2.2 The mutation problem with leaf pruning¶

Word Search II's leaf-pruning optimization (detach dead leaves; clear end-markers) mutates the Trie. That is fine for a one-shot single-threaded solve, but it destroys the "build once, share read-only" property: after the first board, the Trie has lost the words it found. Two reconciliations:

Immutable Trie + per-solve found-set. Do not mutate the Trie; instead track found words in a per-solve set and skip duplicates there. The Trie stays shareable; you lose the shrinking-Trie speedup but gain thread safety.
Per-solve mutable copy or scoped markers. Keep markers in a per-solve side table keyed by node identity, not on the node itself. You get pruning and shareability at the cost of a hash lookup per end-node.

The trade is pruning power vs shareability. For a single offline solve, mutate freely. For a shared-service Trie, keep it immutable and move per-solve state outside it.

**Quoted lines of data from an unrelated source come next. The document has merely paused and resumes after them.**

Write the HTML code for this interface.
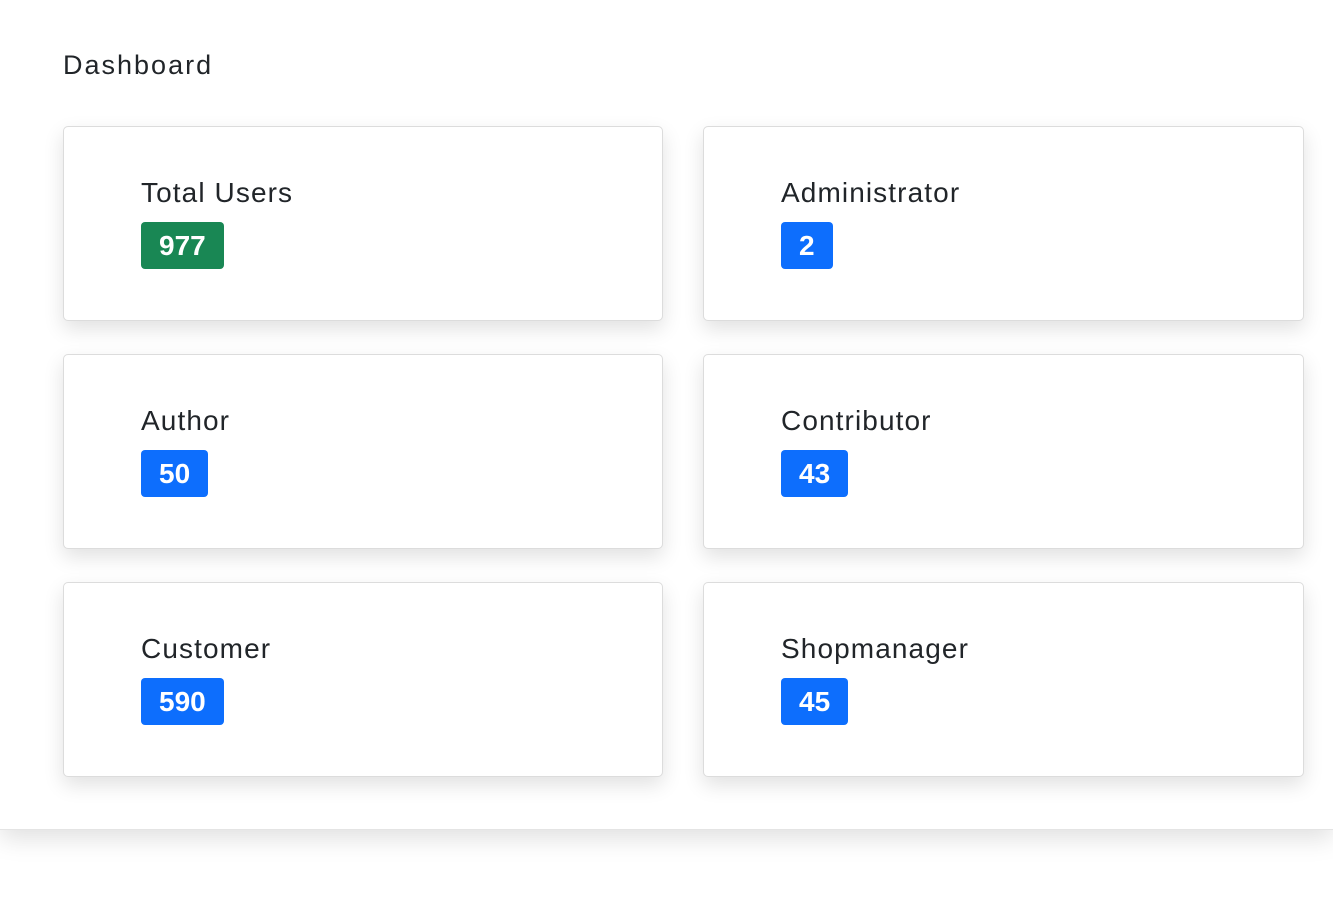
<!DOCTYPE html>
<html><head><style>
body{margin:0;width:1333px;height:907px;background:#fff;font-family:"Liberation Sans",sans-serif;overflow:hidden;position:relative}
.panel{position:absolute;left:0;top:0;width:1333px;height:829px;background:#fff;box-shadow:0 8px 24px rgba(0,0,0,0.13);border-bottom:1px solid #e4e4e4}
h1{position:absolute;left:63px;top:50px;margin:0;font-weight:normal;font-size:27px;letter-spacing:2px;color:#212529}
.card{position:absolute;width:598px;height:193px;border:1px solid #dcdcdc;border-radius:5px;background:#fff;box-shadow:0 8px 20px rgba(0,0,0,0.12)}
.r{width:599px}
.lbl{position:absolute;left:77px;top:50px;font-size:28px;letter-spacing:1.1px;color:#212529}
.b{position:absolute;left:77px;top:95px;height:47px;line-height:47px;padding:0 18px;border-radius:4px;color:#fff;font-weight:bold;font-size:28px;background:#0d6efd}
.g{background:#198754}
</style></head><body>
<div class="panel">
<h1>Dashboard</h1>
<div class="card" style="left:63px;top:126px"><div class="lbl">Total Users</div><div class="b g">977</div></div>
<div class="card r" style="left:703px;top:126px"><div class="lbl">Administrator</div><div class="b">2</div></div>
<div class="card" style="left:63px;top:354px"><div class="lbl">Author</div><div class="b">50</div></div>
<div class="card r" style="left:703px;top:354px"><div class="lbl">Contributor</div><div class="b">43</div></div>
<div class="card" style="left:63px;top:582px"><div class="lbl">Customer</div><div class="b">590</div></div>
<div class="card r" style="left:703px;top:582px"><div class="lbl">Shopmanager</div><div class="b">45</div></div>
</div>
</body></html>
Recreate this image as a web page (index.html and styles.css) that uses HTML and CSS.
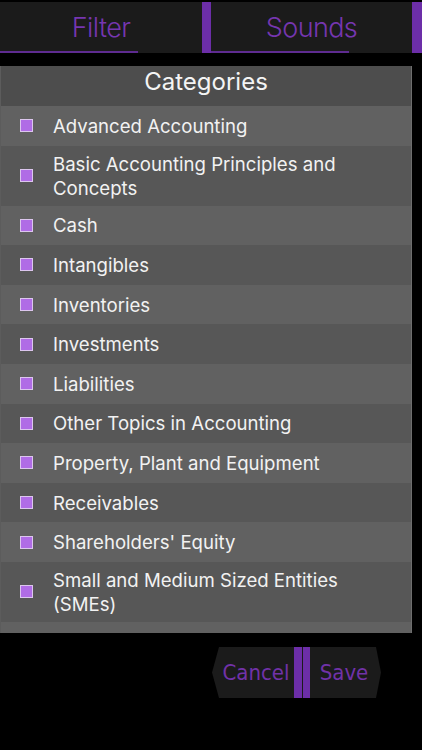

2.3 Pre-filtering by board letter set¶

Before building or sweeping, compute the multiset of letters on the board. Any dictionary word using a letter not on the board, or using a letter more times than it appears, cannot be formed — prune it before it ever enters the search. For a fixed dictionary and varying boards, you can pre-bucket words by their letter signature and skip whole buckets. This is an O(board + word) filter that eliminates the majority of a large dictionary on a typical board.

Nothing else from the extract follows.